Why LLM observability isn't enough for agents
Standard LLM observability — logging each model call with its prompt, completion, token count, latency, and cost — is necessary but not sufficient for agent systems. An agent is not a single model call. It's a sequence of model calls, tool invocations, conditional routing decisions, state transitions, and (in multi-agent systems) inter-agent handoffs. Observing each LLM call in isolation tells you what happened inside each node; it tells you nothing about why the agent followed the path it did, which node transition caused a quality failure, or where a cost spiral originated.
**The new failure modes that agents introduce require new observability primitives.** Tool call failures (model calls a tool with malformed arguments, tool returns an error, agent either retries or halts), agent loops (agent calls the same tool or routes to the same node repeatedly without progress), context overflow (accumulated context exceeds window, causing silent truncation or explicit refusal), and inter-agent handoff errors (subagent receives and misinterprets its task instruction from the orchestrator) — none of these are visible in per-LLM-call logging. You need trace-level visibility into multi-step execution.

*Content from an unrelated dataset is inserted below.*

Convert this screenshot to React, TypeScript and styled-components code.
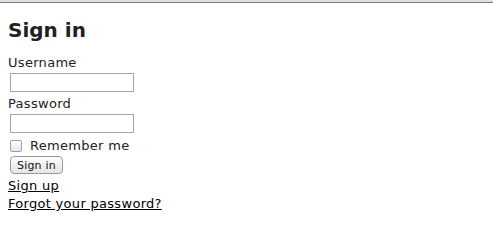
import React from 'react'
import styled, { createGlobalStyle } from 'styled-components'

const GlobalStyle = createGlobalStyle`
  html, body {
    margin: 0;
    padding: 0;
    background: #fff;
  }
  body {
    font-family: 'DejaVu Sans', Verdana, sans-serif;
    font-size: 13px;
    letter-spacing: 0.3px;
    color: #222;
  }
`

const ChromeEdge = styled.div`
  height: 2px;
  background: #e2e0dc;
  border-bottom: 1px solid #7a7a7a;
`

const Page = styled.div`
  padding: 0 8px;
`

const Title = styled.h1`
  margin: 15px 0 13px;
  font-size: 20px;
  font-weight: bold;
  letter-spacing: 0;
  color: #222;
  line-height: 24px;
`

const Form = styled.form`
  display: flex;
  flex-direction: column;
  align-items: flex-start;
`

const Label = styled.label`
  line-height: 16px;
`

const TextInput = styled.input`
  box-sizing: border-box;
  width: 124px;
  height: 19px;
  margin: 2px 0 4px 2px;
  border: 1px solid #a5a5a5;
  background: #fff;
`

const CheckRow = styled.label`
  display: flex;
  align-items: center;
  gap: 8px;
  margin: 1px 0 0 2px;
  line-height: 16px;
`

const Box = styled.span`
  box-sizing: border-box;
  width: 12px;
  height: 12px;
  border: 1px solid #a0a0a0;
  border-radius: 2px;
  background: linear-gradient(#fcfcfc, #e6e6e6);
`

const Button = styled.button`
  box-sizing: border-box;
  font-family: inherit;
  font-size: 11px;
  letter-spacing: 0.2px;
  color: #111;
  height: 18px;
  padding: 0 6px;
  margin: 2px 0 3px 2px;
  border: 1px solid #9a9a9a;
  border-radius: 4px;
  background: linear-gradient(#fefefe, #e4e4e4);
`

const Link = styled.a`
  color: #000;
  text-decoration: underline;
  line-height: 18px;
`

const App = () => {
  return (
    <>
      <GlobalStyle />
      <ChromeEdge />
      <Page>
        <Title>Sign in</Title>
        <Form onSubmit={(e) => e.preventDefault()}>
          <Label htmlFor="username">Username</Label>
          <TextInput id="username" type="text" />
          <Label htmlFor="password">Password</Label>
          <TextInput id="password" type="password" />
          <CheckRow>
            <Box />
            Remember me
          </CheckRow>
          <Button type="submit">Sign in</Button>
        </Form>
        <Link href="#">Sign up</Link>
        <br />
        <Link href="#">Forgot your password?</Link>
      </Page>
    </>
  )
}

export default App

The metrics that matter for agents are fundamentally different from the metrics that matter for simple LLM calls. For a single LLM call, you care about latency and token count. **For an agent, you care about steps to completion** (how many tool calls and model calls did it take to finish the task?), **tool call success rate** (what fraction of tool calls succeeded vs failed or returned errors?), **cost per task completion** (total cost for the entire task, not per individual call), and **error rate by node** (which specific nodes in your agent graph fail most often and why?). Platforms that only provide per-call metrics force you to aggregate these task-level metrics yourself.
The 2026 observability market has largely solved the primitives question: trace (one complete agent run = one user task), spans (individual steps within the trace), and observations (individual LLM calls, tool calls, or other events within a span). The difference between platforms is how well they surface agent-specific insights on top of those primitives — run tree visualization for graph-based agents, replay capability for debugging failed runs, automated quality scoring for flagging regressions, and cost-per-task aggregation for budget management.

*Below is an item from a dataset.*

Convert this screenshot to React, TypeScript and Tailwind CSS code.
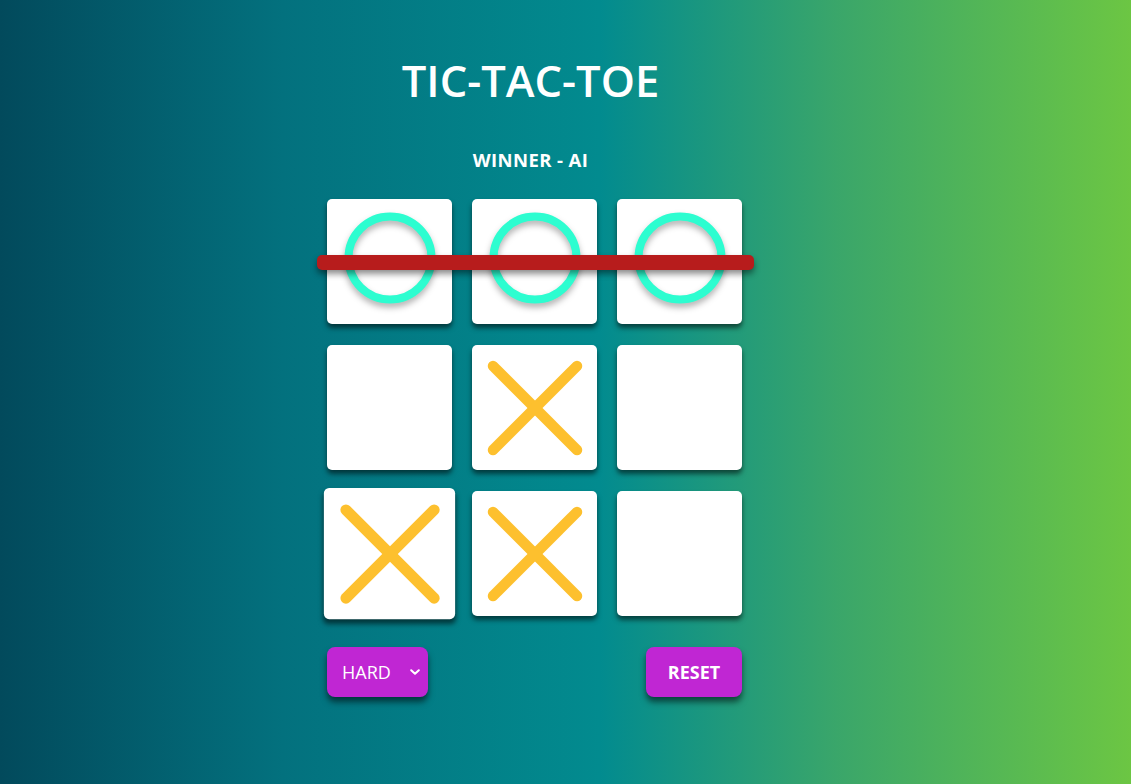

One practical consequence of the distinction: when evaluating observability platforms, don't just ask 'can it log my LLM calls?' Ask: 'can it show me the full execution graph of a failed agent run and tell me which node caused the failure?' That question distinguishes the platforms that understand agents from the ones that bolted agent support onto a per-call logging product.

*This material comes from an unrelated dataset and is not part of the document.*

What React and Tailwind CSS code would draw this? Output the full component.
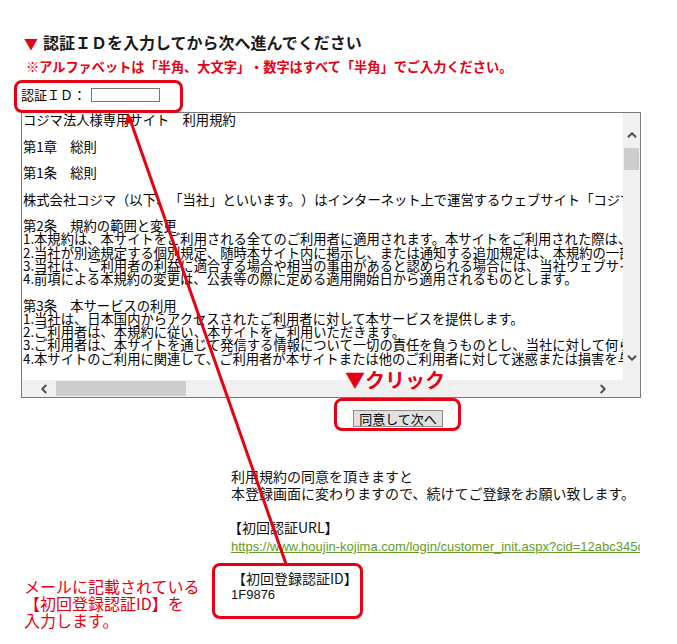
import React from "react";
import { ChevronUp, ChevronDown, ChevronLeft, ChevronRight } from "lucide-react";

const jp = { fontFamily: '"Noto Sans CJK JP", "Noto Sans", sans-serif' };

const terms = [
  "コジマ法人様専用サイト　利用規約",
  "",
  "第1章　総則",
  "",
  "第1条　総則",
  "",
  "株式会社コジマ（以下、「当社」といいます。）はインターネット上で運営するウェブサイト「コジマ法人様専用サイト」",
  "",
  "第2条　規約の範囲と変更",
  "1.本規約は、本サイトをご利用される全てのご利用者に適用されます。本サイトをご利用された際は、本規約に同意したものとみなします。",
  "2.当社が別途規定する個別規定、随時本サイト内に掲示し、または通知する追加規定は、本規約の一部を構成するものとします。",
  "3.当社は、ご利用者の利益に適合する場合や相当の事由があると認められる場合には、当社ウェブサイトへの掲示により本規約を変更します。",
  "4.前項による本規約の変更は、公表等の際に定める適用開始日から適用されるものとします。",
  "",
  "第3条　本サービスの利用",
  "1.当社は、日本国内からアクセスされたご利用者に対して本サービスを提供します。",
  "2.ご利用者は、本規約に従い、本サイトをご利用いただきます。",
  "3.ご利用者は、本サイトを通じて発信する情報について一切の責任を負うものとし、当社に対して何らの迷惑も及ぼさないものとします。",
  "4.本サイトのご利用に関連して、ご利用者が本サイトまたは他のご利用者に対して迷惑または損害を与えた場合",
];

const TermsBox = () => (
  <div className="w-[620px] h-[286px] border border-[#7a7a7a] grid grid-cols-[1fr_17px] grid-rows-[1fr_17px] bg-white">
    <div className="overflow-hidden pl-[1px] text-[13.3px] leading-[13.25px] text-black whitespace-nowrap" style={jp}>
      {terms.map((line, i) => (
        <div key={i} className="h-[13.25px]">
          {line}
        </div>
      ))}
    </div>
    <div className="bg-[#f0f0f0] flex flex-col items-center pt-[15px] pb-[15px]">
      <ChevronUp size={14} strokeWidth={3.5} className="text-[#505050]" />
      <div className="w-[15px] h-[22px] bg-[#cdcdcd] mt-[6px]" />
      <div className="flex-1" />
      <ChevronDown size={14} strokeWidth={3.5} className="text-[#505050]" />
    </div>
    <div className="bg-[#f0f0f0] flex items-center pl-[15px] pr-[13px]">
      <ChevronLeft size={14} strokeWidth={3.5} className="text-[#505050]" />
      <div className="w-[130px] h-[15px] bg-[#cdcdcd] ml-[5px]" />
      <div className="flex-1" />
      <ChevronRight size={14} strokeWidth={3.5} className="text-[#505050]" />
    </div>
    <div className="bg-[#f0f0f0]" />
  </div>
);

export default function App() {
  return (
    <div
      className="relative w-[677px] h-[644px] bg-white overflow-hidden [text-spacing-trim:space-all]"
      style={jp}
    >
      <main className="pl-[21px] pt-[32px]">
        {/* Heading */}
        <h2 className="pl-[3px] h-[20px] leading-[20px] text-[16px] font-bold text-[#1a1a1a]">
          <span className="text-[#e60012] mr-[5px] text-[14px]">▼</span>
          認証ＩＤを入力してから次へ進んでください
        </h2>
        <p className="mt-[6px] pl-[5px] h-[18px] leading-[18px] text-[13.2px] font-bold text-[#e60012]">
          ※アルファベットは「半角、大文字」・数字はすべて「半角」でご入力ください。
        </p>

        {/* ID row */}
        <div className="mt-[9px] h-[20px] flex items-center text-[13px] text-black">
          <label htmlFor="authId" className="leading-[20px]">認証ＩＤ：</label>
          <input
            id="authId"
            type="text"
            className="ml-[5px] w-[69px] h-[14px] border border-[#767676] bg-white outline-none"
          />
        </div>

        {/* Terms */}
        <div className="mt-[7px]">
          <TermsBox />
        </div>

        {/* Button */}
        <div className="mt-[7px] pl-[332px]">
          <button
            type="button"
            className="w-[90px] h-[17px] bg-[#e1e1e1] border border-[#8f8f8f] text-[13px] leading-[15px] text-black"
          >
            同意して次へ
          </button>
        </div>

        {/* Info */}
        <div className="mt-[39px] flex">
          <div className="w-[210px] pt-[110px] pl-[3px] text-[16px] leading-[17px] text-[#e60012]">
            <div>メールに記載されている</div>
            <div>【初回登録認証ID】を</div>
            <div>入力します。</div>
          </div>
          <div className="w-[409px] overflow-hidden text-[14px] leading-[17px] text-[#111]">
            <div>利用規約の同意を頂きますと</div>
            <div className="whitespace-nowrap">本登録画面に変わりますので、続けてご登録をお願い致します。</div>
            <div className="mt-[17px] -ml-[3px]">【初回認証URL】</div>
            <a
              href="#"
              className="block mt-[2px] whitespace-nowrap text-[13px] leading-[17px] text-[#5f9d25] underline"
              style={{ fontFamily: '"Liberation Sans", sans-serif' }}
            >
              https://www.houjin-kojima.com/login/customer_init.aspx?cid=12abc345c
            </a>
            <div className="mt-[15px] ml-[1px]">【初回登録認証ID】</div>
            <div className="text-[13px] leading-[15px]" style={{ fontFamily: '"Liberation Sans", sans-serif' }}>1F9876</div>
          </div>
        </div>
      </main>

      {/* Annotations */}
      <div className="absolute left-[14px] top-[80px] w-[169px] h-[33px] border-[3px] border-[#e60012] rounded-[8px]" />
      <div className="absolute left-[334px] top-[398px] w-[127px] h-[33px] border-[3px] border-[#e60012] rounded-[8px]" />
      <div className="absolute left-[212px] top-[563px] w-[151px] h-[56px] border-[3px] border-[#e60012] rounded-[8px]" />
      <div className="absolute left-[345px] top-[368px] text-[20px] leading-[24px] font-bold text-[#e60012] [text-shadow:0_0_2px_white,0_0_2px_white]">
        ▼クリック
      </div>
      <svg className="absolute left-0 top-0 pointer-events-none" width="677" height="644">
        <line x1="286" y1="564" x2="131" y2="122" stroke="#e60012" strokeWidth="3" />
        <polygon points="128,113 124,125 134,122" fill="#e60012" />
      </svg>
    </div>
  );
}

A note on overhead: observability instrumentation itself adds latency and cost. SDK-based platforms (LangSmith, Langfuse, Braintrust) add a background export call on each trace — typically negligible (under 5ms per span). Proxy-based platforms (Helicone, Portkey) route every LLM call through their proxy server — adds 10-50ms of network latency per call and introduces a dependency on their infrastructure availability. For latency-sensitive applications, this distinction matters.